Find the lines holding the word "React" and collect them.

## BEGIN Records supplied

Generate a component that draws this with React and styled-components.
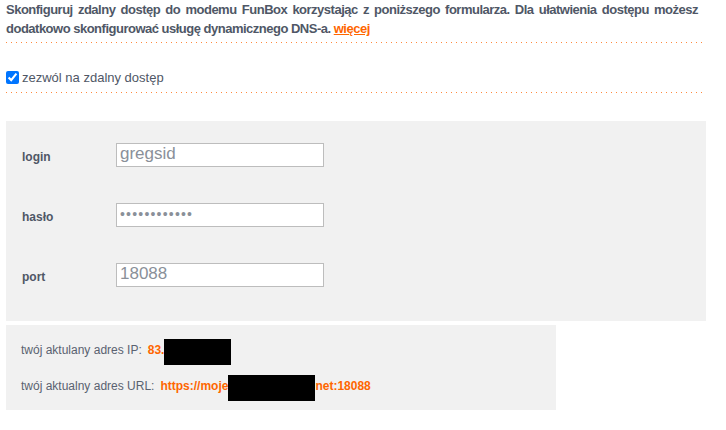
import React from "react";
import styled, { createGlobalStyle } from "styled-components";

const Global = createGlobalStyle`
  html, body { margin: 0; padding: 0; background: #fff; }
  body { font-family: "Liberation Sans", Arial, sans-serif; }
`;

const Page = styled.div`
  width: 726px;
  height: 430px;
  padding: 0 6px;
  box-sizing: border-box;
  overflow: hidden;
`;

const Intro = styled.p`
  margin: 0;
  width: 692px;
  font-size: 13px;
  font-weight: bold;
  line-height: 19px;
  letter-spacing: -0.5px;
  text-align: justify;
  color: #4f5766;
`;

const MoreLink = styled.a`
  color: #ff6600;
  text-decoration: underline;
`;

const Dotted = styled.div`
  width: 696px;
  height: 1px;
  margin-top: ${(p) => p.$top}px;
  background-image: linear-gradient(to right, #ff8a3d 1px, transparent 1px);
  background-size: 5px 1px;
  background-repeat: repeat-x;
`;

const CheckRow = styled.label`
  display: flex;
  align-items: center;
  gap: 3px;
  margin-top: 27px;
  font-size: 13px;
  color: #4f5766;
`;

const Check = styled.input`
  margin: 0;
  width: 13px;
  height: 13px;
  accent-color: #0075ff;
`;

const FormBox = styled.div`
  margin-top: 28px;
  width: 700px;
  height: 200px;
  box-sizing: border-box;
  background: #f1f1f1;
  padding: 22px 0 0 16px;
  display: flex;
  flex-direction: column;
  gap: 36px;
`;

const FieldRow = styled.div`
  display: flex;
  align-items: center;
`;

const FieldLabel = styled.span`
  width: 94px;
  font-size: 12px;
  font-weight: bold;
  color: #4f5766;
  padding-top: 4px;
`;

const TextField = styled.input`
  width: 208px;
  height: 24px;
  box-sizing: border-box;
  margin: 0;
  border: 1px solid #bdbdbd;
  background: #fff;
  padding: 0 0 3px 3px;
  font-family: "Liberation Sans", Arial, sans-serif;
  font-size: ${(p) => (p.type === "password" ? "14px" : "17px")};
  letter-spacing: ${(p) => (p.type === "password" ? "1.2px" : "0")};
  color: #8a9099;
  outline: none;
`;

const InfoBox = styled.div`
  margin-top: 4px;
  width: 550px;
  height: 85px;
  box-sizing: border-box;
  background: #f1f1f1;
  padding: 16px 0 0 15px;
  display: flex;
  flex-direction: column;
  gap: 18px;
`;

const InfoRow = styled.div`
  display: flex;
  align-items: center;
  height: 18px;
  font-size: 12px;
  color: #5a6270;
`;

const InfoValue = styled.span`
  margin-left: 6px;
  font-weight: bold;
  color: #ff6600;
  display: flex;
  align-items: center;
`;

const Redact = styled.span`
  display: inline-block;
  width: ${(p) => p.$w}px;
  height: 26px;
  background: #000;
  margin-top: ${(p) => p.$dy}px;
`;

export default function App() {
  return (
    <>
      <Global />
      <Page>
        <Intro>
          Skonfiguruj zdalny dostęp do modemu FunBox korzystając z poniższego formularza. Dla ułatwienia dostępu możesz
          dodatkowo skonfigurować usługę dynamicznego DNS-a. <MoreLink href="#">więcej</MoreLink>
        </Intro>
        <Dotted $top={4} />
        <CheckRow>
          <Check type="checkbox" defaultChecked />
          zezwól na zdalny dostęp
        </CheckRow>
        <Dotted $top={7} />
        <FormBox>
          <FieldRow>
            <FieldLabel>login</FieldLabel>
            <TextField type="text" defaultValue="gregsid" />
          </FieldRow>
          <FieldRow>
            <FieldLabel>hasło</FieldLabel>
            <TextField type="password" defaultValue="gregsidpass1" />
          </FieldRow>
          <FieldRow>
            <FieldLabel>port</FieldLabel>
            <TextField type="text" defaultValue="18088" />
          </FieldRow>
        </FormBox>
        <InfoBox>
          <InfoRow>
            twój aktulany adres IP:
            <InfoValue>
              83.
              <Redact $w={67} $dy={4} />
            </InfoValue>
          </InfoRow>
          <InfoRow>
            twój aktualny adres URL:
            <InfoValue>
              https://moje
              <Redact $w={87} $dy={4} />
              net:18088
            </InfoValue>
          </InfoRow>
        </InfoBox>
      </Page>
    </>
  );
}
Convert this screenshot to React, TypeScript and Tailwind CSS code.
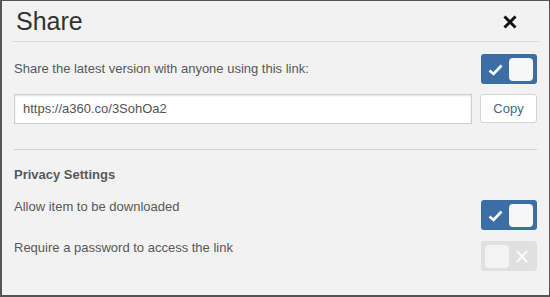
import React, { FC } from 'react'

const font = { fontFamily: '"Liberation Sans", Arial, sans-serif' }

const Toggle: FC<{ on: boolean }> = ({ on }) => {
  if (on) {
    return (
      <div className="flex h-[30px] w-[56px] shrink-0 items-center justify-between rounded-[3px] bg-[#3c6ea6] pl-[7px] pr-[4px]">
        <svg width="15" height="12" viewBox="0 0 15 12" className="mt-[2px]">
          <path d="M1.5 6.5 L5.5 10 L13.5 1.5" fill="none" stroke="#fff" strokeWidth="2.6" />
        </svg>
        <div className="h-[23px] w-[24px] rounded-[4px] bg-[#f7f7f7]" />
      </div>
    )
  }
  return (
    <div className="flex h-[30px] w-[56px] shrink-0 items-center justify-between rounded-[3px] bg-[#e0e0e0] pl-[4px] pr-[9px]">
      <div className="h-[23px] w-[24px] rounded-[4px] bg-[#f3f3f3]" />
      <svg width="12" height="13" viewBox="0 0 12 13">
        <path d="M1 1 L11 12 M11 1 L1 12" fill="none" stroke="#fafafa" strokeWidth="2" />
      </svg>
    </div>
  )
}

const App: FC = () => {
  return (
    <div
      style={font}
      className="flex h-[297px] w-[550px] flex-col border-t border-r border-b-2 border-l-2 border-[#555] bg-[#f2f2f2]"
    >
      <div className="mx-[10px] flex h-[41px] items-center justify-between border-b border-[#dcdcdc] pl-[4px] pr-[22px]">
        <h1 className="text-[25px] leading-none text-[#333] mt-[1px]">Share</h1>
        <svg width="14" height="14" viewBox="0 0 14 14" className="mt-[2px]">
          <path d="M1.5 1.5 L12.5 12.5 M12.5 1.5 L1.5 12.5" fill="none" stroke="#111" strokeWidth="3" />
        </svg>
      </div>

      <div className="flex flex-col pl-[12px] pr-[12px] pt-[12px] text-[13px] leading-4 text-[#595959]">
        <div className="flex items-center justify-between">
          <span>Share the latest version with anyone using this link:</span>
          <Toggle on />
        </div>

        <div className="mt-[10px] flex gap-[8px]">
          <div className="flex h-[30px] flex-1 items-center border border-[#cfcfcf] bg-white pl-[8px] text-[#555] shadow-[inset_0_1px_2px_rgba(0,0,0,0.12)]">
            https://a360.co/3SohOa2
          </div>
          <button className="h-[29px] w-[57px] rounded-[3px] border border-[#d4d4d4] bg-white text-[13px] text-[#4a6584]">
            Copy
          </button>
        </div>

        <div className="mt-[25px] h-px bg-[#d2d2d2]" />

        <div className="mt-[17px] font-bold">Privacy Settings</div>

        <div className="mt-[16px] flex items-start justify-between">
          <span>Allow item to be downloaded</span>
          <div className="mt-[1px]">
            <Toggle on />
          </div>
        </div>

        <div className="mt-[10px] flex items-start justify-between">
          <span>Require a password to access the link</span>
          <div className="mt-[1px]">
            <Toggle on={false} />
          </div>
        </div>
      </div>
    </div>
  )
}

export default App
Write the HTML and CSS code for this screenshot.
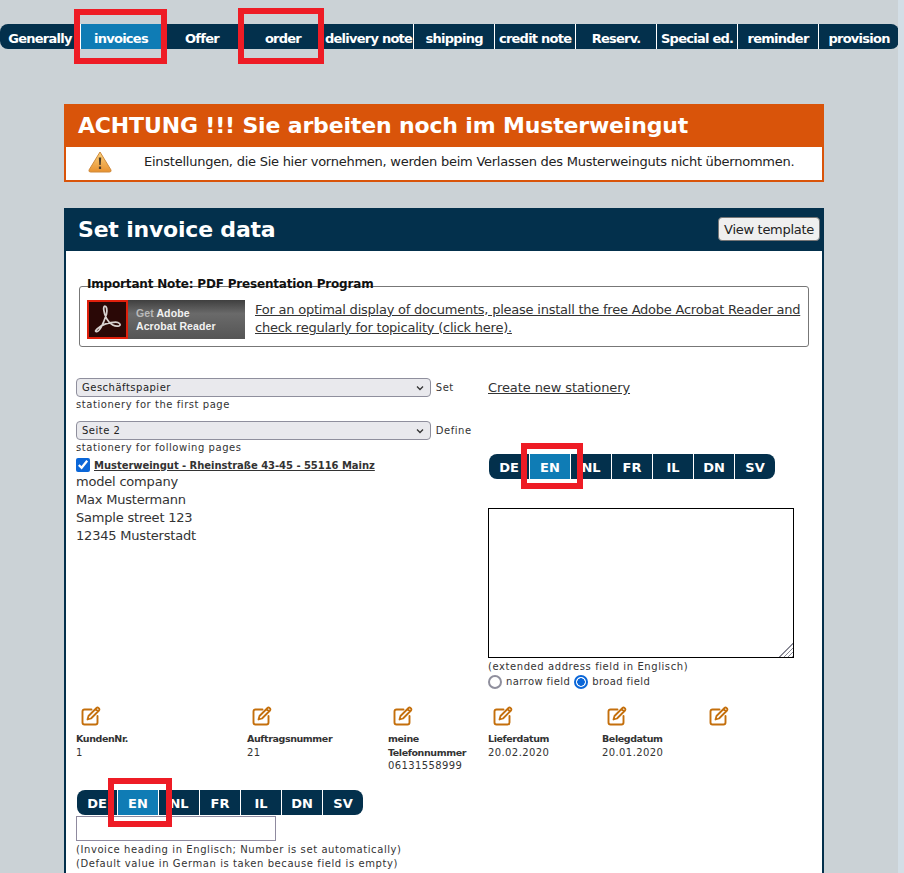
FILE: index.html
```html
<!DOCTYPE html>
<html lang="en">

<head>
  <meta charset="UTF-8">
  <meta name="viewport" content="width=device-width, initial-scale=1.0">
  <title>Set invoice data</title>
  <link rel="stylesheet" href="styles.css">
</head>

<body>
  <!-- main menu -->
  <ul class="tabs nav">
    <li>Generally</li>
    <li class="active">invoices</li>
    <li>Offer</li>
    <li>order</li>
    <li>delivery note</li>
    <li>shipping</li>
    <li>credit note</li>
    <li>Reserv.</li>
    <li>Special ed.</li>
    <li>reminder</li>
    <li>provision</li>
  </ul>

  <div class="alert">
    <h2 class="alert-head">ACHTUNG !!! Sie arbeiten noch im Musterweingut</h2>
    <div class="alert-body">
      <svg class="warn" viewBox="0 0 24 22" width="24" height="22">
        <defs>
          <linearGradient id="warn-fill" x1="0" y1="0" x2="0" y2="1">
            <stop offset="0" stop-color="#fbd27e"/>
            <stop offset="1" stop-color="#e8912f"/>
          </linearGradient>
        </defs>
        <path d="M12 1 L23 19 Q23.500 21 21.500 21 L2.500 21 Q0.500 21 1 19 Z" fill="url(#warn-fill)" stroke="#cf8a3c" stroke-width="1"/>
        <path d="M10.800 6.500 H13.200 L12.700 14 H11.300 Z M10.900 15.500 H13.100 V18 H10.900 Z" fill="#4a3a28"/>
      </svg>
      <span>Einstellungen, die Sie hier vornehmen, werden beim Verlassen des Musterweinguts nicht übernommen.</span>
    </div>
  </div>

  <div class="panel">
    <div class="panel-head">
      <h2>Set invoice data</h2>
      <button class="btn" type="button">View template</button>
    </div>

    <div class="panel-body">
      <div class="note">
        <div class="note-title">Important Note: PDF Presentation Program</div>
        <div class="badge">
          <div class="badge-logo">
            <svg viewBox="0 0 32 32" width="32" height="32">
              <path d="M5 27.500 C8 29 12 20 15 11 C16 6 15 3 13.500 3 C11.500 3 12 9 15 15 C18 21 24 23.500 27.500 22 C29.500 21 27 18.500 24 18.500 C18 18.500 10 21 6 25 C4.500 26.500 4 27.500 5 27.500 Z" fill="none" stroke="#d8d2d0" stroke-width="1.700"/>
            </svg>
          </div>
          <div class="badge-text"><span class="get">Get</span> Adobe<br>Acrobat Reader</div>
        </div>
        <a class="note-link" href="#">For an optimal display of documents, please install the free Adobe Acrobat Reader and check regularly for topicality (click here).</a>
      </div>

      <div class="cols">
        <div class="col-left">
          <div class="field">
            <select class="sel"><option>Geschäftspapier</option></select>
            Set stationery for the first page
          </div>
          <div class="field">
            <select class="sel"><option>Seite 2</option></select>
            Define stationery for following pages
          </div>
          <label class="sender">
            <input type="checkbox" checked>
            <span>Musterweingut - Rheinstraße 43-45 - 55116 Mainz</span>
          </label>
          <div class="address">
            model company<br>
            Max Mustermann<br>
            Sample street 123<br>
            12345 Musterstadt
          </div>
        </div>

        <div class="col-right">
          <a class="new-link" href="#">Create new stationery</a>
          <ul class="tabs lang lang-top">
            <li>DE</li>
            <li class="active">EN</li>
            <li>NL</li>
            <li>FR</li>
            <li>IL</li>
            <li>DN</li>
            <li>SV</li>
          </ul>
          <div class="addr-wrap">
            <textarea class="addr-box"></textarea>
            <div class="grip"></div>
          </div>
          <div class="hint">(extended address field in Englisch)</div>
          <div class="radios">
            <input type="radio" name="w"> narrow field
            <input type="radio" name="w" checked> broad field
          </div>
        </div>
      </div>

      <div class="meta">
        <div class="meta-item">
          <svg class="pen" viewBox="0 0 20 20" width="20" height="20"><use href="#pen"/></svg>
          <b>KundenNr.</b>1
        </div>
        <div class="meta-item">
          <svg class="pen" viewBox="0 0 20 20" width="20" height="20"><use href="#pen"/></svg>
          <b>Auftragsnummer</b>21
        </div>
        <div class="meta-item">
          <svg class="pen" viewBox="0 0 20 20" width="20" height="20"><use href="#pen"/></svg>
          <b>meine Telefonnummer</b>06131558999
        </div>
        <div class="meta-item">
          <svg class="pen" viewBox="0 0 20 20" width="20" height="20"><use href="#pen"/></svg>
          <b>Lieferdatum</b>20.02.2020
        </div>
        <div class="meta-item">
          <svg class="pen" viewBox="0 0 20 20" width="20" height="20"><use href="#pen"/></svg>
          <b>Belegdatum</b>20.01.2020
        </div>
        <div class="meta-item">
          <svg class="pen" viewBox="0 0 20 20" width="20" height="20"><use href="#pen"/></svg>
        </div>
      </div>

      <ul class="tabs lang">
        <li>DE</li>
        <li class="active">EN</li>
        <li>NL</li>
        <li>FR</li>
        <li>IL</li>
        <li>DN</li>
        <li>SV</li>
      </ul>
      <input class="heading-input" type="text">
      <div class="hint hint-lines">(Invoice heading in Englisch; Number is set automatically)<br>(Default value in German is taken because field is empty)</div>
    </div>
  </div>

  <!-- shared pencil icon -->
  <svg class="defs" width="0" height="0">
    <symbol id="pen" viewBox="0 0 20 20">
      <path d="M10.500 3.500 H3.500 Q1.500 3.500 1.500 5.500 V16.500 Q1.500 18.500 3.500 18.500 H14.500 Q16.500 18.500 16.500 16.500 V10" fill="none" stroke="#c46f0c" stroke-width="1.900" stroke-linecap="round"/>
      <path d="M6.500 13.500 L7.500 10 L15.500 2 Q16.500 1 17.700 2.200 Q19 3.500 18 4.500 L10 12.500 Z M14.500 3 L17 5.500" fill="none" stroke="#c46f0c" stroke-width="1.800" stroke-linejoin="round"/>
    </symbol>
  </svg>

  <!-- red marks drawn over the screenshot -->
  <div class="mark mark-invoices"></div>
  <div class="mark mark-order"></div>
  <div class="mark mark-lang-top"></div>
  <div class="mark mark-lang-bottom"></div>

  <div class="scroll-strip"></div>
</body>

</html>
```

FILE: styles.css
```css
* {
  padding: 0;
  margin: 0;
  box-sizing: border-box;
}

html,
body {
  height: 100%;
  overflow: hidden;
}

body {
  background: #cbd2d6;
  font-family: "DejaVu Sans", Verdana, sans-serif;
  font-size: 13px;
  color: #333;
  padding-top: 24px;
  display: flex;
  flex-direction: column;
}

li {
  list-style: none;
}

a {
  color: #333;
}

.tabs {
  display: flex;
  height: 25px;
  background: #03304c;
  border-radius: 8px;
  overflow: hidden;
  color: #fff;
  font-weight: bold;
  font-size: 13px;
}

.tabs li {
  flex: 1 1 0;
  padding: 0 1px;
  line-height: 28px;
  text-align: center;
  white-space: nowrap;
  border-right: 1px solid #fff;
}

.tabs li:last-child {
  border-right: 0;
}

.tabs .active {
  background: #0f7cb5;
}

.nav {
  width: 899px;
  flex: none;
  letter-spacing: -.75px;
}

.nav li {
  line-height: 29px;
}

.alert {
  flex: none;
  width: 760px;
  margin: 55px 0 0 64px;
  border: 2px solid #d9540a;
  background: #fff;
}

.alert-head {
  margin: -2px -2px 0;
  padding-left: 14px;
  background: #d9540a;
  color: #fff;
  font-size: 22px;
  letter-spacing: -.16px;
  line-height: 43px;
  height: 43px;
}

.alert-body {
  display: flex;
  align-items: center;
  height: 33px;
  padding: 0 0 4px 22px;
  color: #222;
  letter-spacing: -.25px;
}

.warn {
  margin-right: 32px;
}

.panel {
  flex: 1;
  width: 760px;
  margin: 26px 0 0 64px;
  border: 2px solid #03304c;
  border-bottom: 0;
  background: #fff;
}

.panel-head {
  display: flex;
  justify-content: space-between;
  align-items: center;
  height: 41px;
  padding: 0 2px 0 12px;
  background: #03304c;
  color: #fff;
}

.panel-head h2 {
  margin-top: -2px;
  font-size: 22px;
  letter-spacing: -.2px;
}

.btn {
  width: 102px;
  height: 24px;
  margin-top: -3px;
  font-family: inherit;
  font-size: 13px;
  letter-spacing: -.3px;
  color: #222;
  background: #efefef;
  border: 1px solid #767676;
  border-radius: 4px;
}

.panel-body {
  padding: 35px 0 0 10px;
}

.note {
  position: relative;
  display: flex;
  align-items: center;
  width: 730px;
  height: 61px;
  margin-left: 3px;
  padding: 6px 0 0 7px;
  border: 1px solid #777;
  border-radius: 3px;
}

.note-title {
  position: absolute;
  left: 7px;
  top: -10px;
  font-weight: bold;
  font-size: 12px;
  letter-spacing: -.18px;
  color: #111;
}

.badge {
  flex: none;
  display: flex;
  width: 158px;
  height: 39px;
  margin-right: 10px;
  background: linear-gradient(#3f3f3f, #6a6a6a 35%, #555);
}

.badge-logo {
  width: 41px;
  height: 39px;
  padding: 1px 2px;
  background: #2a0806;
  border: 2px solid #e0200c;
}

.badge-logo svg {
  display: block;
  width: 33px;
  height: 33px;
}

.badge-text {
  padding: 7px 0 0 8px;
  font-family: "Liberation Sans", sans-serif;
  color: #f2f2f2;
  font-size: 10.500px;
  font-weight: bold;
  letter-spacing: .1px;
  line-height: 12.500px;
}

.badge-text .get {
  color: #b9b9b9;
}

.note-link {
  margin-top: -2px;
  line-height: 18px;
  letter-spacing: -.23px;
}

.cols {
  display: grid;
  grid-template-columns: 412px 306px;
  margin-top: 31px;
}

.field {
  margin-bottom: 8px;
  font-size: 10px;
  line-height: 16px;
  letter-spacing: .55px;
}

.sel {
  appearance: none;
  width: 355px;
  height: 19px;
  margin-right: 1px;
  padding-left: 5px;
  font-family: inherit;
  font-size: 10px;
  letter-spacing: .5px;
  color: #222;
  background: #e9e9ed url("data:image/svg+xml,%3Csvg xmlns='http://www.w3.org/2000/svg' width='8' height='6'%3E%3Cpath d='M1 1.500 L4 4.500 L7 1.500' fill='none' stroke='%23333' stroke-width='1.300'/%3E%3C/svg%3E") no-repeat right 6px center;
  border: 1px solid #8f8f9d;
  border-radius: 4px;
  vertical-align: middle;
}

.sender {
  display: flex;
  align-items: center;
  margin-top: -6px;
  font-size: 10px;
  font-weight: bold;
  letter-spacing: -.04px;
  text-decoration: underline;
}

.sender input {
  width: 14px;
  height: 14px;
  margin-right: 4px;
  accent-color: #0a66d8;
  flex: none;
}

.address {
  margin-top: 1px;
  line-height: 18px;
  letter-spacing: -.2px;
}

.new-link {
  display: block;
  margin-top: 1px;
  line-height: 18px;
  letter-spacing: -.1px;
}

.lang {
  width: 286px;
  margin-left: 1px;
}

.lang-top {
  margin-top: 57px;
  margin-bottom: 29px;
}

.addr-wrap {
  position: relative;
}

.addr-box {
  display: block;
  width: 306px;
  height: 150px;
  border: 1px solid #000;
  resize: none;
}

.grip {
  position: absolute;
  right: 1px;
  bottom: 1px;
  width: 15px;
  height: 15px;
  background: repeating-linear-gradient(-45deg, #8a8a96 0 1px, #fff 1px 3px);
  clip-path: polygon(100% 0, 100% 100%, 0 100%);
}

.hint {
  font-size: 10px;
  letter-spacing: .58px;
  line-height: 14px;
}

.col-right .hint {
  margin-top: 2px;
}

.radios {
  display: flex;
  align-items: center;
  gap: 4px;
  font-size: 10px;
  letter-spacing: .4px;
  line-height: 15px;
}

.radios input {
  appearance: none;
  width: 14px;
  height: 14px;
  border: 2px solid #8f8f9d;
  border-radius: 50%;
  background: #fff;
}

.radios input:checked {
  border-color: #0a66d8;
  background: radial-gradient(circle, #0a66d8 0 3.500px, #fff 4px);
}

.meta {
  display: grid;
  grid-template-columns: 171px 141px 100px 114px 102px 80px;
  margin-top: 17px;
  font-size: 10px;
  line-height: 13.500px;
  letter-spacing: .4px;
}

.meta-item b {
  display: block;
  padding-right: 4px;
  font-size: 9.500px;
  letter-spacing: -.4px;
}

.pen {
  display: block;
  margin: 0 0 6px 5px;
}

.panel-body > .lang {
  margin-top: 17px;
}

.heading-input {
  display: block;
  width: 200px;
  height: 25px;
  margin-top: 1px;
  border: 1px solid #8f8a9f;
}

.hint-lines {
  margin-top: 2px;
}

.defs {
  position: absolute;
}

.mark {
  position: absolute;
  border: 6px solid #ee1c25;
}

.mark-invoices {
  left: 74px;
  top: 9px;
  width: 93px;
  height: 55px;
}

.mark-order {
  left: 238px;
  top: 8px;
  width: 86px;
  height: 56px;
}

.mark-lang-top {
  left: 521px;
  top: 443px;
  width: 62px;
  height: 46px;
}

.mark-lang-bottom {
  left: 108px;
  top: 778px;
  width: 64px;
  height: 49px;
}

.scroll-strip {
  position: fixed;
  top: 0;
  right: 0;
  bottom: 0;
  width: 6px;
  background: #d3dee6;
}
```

## END Records supplied

### Reply
Generate a component that draws this with React and styled-components.
import React from "react";
Convert this screenshot to React, TypeScript and Tailwind CSS code.
import React, { FC } from 'react'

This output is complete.